30 Under 30 Jeffrey Bruno

Jeffrey Bruno

John Burger - published on 01/01/14

FOCUS is featuring the new generation of movers and shakers in the Church. Who made the cut this year?

Thinking of making a New Year’s Resolution? Take a look at the lives of 30 young Catholic “movers and shakers,” and you might be inspired to make one that will last beyond the first couple of weeks of January.

The Fellowship of Catholic University Students (FOCUS) has announced the results of its 30 Under 30 project to spotlight the lives and work of young Catholics who are making a difference.

FOCUS, which has campus ministry programs on 83 American college campuses, asked readers of its blog for nominations of young Catholic activists, sports figures, artists, or writers. Most of the honorees have been announced; the rest are to be listed by Jan. 6.  

The contest was inspired by an address Pope Francis gave in May, in which he exhorted listeners, “Let us not be afraid of life commitments, commitments that take up and concern our entire life!” FOCUS wanted to spotlight 30 people under the age of 30 “who are making a difference in our Church, men and women who aren’t afraid of making commitments and who are changing the world,” FOCUS’s Kevin Cotter said in announcing the project.

Those honored have shown common qualities, such as idealism and energy, a lack of inhibition in executing ideas that may seem impossible, and the willingness to forgo greater opportunities for service to others or a cause.

“There are so many great things going on in our young Church, and this list gives us a chance to honor a few of these people,” said Curtis Martin, founder and president of FOCUS.

Honorees include some well-known Catholics, such as Lila Rose of Live Action, Thomas Peters of the National Organization for Marriage, Chicago White Sox catcher Tyler Flowers, and blogger Brandon Vogt.

But the list, developed from almost 200 nominations, also features many who are quietly working away at what they love.

Aleteia visited with a few of them:

Back to the Land

Kevin Ford wants not only to be a family farmer but to engender a movement where Catholic families can live close to the land, raising their own crops while rearing children in a Catholic culture.

In 2010, Ford quit his teaching job at a Catholic high school to become a full-time organic vegetable farmer. Along with his wife, Mary, he bought an acre and a half in St. Leo, Kan., about 70 miles west of Wichita.

Ford, 29, sees too many challenges in today’s world to leave raising a family to chance. He wants to revive the Catholic Land Movement that had tried to re-establish an agrarian social economy to counter the industrial regime in early 20th-century Great Britain.

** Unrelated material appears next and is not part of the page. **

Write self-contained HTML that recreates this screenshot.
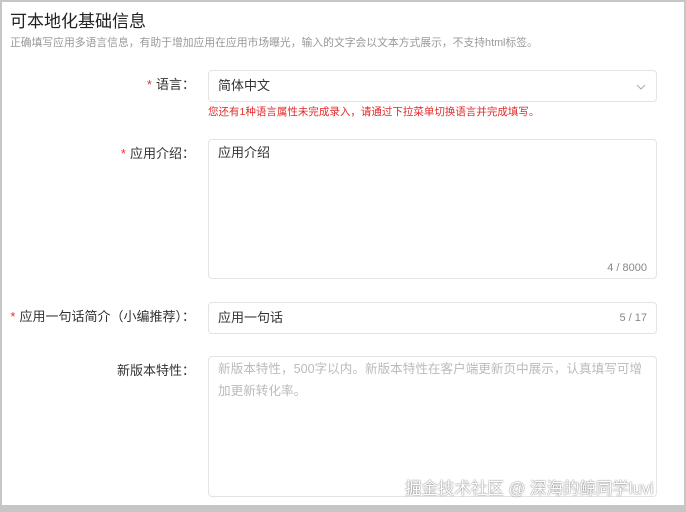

“Throughout the world today, families are in disarray,” he said. “There is little order to be found in modern family life. The New Catholic Land Movement seeks to rebuild order in the life of the family by placing it in an environment where it can truly have integrity.”

He said the Church has repeatedly taught that the rural life is the ideal for the family. Pope Benedict XVI, for example, said in 2006 that the “rural family must regain its place at the heart of the social order.”

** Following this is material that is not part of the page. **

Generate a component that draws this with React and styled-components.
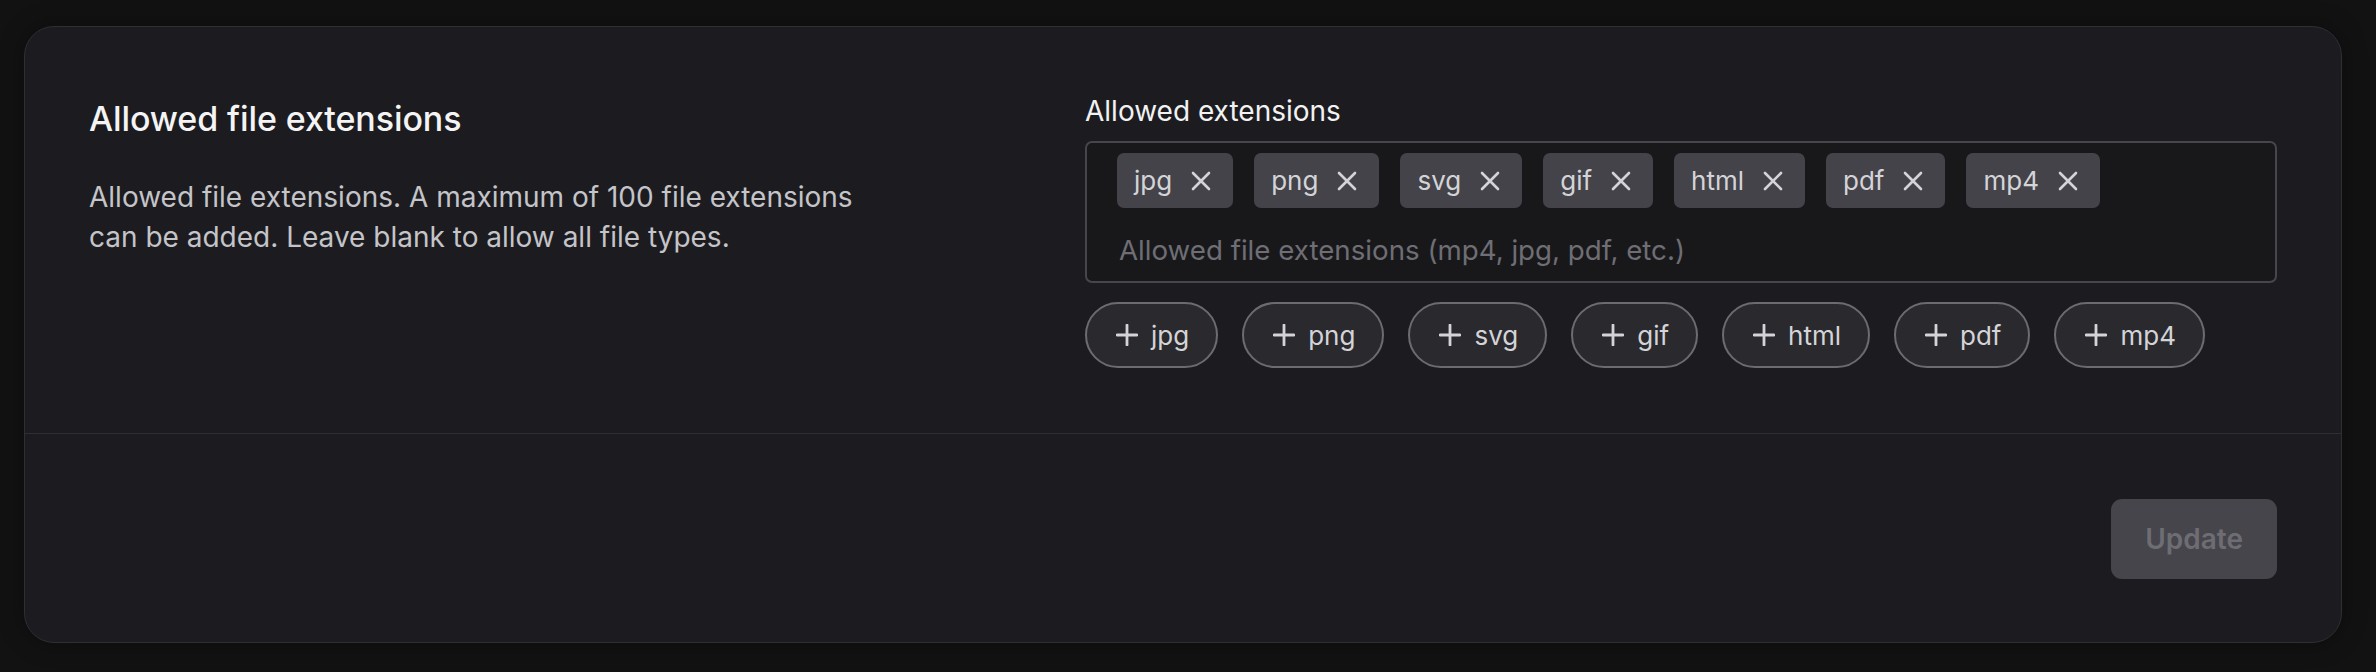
import styled, { createGlobalStyle } from "styled-components";

const GlobalStyle = createGlobalStyle`
  * { box-sizing: border-box; }
  body {
    margin: 0;
    background: #121213;
    font-family: Inter, "Noto Sans", sans-serif;
  }
`;

const Page = styled.div`
  padding: 26px 34px 29px 24px;
`;

const Card = styled.section`
  background: #1c1c20;
  border: 1px solid #2e2e33;
  border-radius: 30px;
  box-shadow: 0 0 24px rgba(0, 0, 0, 0.35);
  overflow: hidden;
`;

const Body = styled.div`
  display: flex;
  justify-content: space-between;
  padding: 64px 64px 65px;
`;

const Intro = styled.div`
  width: 800px;
  padding-top: 8px;
`;

const Title = styled.h2`
  margin: 0;
  font-size: 34px;
  line-height: 40px;
  font-weight: 500;
  letter-spacing: -0.1px;
  color: #f4f4f5;
`;

const Description = styled.p`
  margin: 38px 0 0;
  font-size: 28px;
  line-height: 40px;
  color: #c4c4c9;
`;

const Field = styled.div`
  width: 1192px;
  display: flex;
  flex-direction: column;
`;

const Label = styled.label`
  font-size: 28px;
  line-height: 40px;
  font-weight: 400;
  color: #f2f2f3;
`;

const TagBox = styled.div`
  margin-top: 10px;
  display: flex;
  flex-wrap: wrap;
  gap: 20px 21px;
  padding: 10px 30px;
  background: #18181b;
  border: 2px solid #46464c;
  border-radius: 7px;
`;

const Tag = styled.span`
  display: inline-flex;
  align-items: center;
  gap: 19px;
  height: 55px;
  padding: 0 22px 0 17px;
  background: #434349;
  border-radius: 7px;
  font-size: 26px;
  color: #d4d4d8;
`;

const TagInput = styled.input`
  flex: 1 0 100%;
  height: 43px;
  padding: 0 2px;
  border: none;
  outline: none;
  background: transparent;
  font-family: inherit;
  font-size: 27.7px;
  color: #e4e4e7;

  &::placeholder {
    color: #6e6e74;
  }
`;

const Suggestions = styled.div`
  margin-top: 19px;
  display: flex;
  gap: 24px;
`;

const AddPill = styled.button`
  display: inline-flex;
  align-items: center;
  gap: 13px;
  height: 66px;
  padding: 0 27px 0 29px;
  background: #2a2a2e;
  border: 2px solid #6b6b71;
  border-radius: 999px;
  font-family: inherit;
  font-size: 26px;
  color: #d4d4d8;
  cursor: pointer;
`;

const Footer = styled.div`
  display: flex;
  justify-content: flex-end;
  padding: 65px 64px 63px;
  border-top: 1px solid #2e2e33;
`;

const UpdateButton = styled.button`
  height: 80px;
  padding: 0 34px;
  border: none;
  border-radius: 11px;
  background: #45454b;
  font-family: inherit;
  font-size: 28px;
  font-weight: 600;
  color: #6d6d73;
  cursor: not-allowed;
`;

function CloseIcon() {
  return (
    <svg width="20" height="20" viewBox="0 0 20 20" fill="none">
      <path d="M2 2L18 18M18 2L2 18" stroke="#d4d4d8" strokeWidth="2.6" strokeLinecap="round" />
    </svg>
  );
}

function PlusIcon() {
  return (
    <svg width="22" height="22" viewBox="0 0 22 22" fill="none">
      <path d="M11 1V21M1 11H21" stroke="#d4d4d8" strokeWidth="2.8" strokeLinecap="round" />
    </svg>
  );
}

const extensions = ["jpg", "png", "svg", "gif", "html", "pdf", "mp4"];

export default function App() {
  return (
    <Page>
      <GlobalStyle />
      <Card>
        <Body>
          <Intro>
            <Title>Allowed file extensions</Title>
            <Description>
              Allowed file extensions. A maximum of 100 file extensions can be added. Leave blank to
              allow all file types.
            </Description>
          </Intro>
          <Field>
            <Label htmlFor="ext">Allowed extensions</Label>
            <TagBox>
              {extensions.map((ext) => (
                <Tag key={ext}>
                  {ext}
                  <CloseIcon />
                </Tag>
              ))}
              <TagInput id="ext" placeholder="Allowed file extensions (mp4, jpg, pdf, etc.)" />
            </TagBox>
            <Suggestions>
              {extensions.map((ext) => (
                <AddPill key={ext}>
                  <PlusIcon />
                  {ext}
                </AddPill>
              ))}
            </Suggestions>
          </Field>
        </Body>
        <Footer>
          <UpdateButton disabled>Update</UpdateButton>
        </Footer>
      </Card>
    </Page>
  );
}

But if the Fords are going to be farmers, they want to be in direct contact with the earth, with a minimum of machinery. Ford sees an over-reliance on technology as detrimental to family life.

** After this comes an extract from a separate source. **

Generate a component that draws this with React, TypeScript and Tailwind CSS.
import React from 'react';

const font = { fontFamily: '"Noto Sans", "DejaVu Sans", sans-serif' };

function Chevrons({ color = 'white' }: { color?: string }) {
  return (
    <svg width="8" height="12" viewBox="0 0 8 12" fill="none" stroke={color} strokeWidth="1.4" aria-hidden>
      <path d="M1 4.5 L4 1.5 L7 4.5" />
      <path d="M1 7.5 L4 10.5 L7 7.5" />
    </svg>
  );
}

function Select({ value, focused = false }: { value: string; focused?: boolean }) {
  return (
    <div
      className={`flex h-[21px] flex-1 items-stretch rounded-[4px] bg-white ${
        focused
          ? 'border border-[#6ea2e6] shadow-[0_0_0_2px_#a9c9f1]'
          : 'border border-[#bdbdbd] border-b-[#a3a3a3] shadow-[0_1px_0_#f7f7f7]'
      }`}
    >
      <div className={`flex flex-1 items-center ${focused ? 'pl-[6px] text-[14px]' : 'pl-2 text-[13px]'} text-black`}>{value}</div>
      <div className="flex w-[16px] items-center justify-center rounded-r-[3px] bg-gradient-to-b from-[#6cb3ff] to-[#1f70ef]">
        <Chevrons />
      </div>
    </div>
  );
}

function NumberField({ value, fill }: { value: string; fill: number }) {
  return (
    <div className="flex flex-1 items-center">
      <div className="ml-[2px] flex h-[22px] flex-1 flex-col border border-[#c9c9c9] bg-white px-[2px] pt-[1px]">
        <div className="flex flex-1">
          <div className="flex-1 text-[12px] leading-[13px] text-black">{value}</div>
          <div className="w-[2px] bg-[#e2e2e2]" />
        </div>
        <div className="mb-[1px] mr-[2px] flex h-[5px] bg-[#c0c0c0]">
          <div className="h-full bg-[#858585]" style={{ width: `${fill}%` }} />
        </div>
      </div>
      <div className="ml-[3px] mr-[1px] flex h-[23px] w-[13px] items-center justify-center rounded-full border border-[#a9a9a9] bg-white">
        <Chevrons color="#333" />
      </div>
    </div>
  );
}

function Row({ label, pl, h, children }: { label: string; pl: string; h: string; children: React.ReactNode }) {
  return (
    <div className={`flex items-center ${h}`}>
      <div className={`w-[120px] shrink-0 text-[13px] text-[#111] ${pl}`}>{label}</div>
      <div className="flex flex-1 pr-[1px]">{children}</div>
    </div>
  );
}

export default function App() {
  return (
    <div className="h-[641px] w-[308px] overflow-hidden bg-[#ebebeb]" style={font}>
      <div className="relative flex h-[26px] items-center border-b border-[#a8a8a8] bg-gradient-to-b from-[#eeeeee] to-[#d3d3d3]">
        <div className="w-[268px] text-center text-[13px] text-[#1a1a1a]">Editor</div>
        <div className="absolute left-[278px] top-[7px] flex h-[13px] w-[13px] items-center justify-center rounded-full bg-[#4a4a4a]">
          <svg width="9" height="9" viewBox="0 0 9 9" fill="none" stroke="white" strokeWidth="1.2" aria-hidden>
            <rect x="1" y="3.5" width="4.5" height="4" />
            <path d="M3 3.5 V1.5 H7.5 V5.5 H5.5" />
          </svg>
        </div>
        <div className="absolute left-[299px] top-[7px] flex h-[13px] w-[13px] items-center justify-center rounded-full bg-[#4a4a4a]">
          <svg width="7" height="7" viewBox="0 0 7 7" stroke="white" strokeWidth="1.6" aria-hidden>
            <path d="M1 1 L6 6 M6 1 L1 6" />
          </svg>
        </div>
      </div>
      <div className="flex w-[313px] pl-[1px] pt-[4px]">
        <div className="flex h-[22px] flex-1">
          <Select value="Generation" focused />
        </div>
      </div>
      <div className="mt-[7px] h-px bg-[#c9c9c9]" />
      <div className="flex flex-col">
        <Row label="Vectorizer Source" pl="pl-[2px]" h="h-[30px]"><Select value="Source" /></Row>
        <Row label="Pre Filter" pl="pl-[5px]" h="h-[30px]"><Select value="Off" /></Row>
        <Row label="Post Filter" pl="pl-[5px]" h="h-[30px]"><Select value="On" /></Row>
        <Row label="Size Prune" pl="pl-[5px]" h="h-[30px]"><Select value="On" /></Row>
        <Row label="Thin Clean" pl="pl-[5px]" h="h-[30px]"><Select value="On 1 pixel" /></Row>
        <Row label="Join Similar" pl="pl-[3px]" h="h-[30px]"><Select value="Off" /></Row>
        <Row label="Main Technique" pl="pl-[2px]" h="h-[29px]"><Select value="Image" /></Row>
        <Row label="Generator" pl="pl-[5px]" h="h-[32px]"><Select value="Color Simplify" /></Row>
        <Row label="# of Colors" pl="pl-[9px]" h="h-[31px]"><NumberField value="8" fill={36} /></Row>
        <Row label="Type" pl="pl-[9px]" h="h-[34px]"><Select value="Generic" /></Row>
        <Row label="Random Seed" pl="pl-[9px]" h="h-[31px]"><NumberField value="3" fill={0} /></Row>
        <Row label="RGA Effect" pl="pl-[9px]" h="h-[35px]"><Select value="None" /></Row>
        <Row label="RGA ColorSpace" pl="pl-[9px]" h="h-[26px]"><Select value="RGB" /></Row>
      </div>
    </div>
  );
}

“Too often a machine has taken the place of meaningful human and family interaction,” he wrote in an article explaining his decision to abandon his former lifestyle. “Dishwashers haven’t decreased the dish loads, but rather increased the sinks full of dishes and decreased important interaction between people, especially children, as they learn to work together. Our family seeks to live simply. We find that with less technology, we suddenly have time for activities we previously couldn’t squeeze in. Without the time in front of the television, we find time to read together, sing and dance with the piano, or simply sit out back in the evenings and watch the chickens scratch about.”

The Fords have two daughters, Rose and Ana, and a baby boy on the way.

They also have a small following of young families who want to establish homesteads and work the land. A couple from Austin, Texas, for example, bought property near the Fords, and the two families comprise Fiat Farms, supplying organic produce to an area cooperative.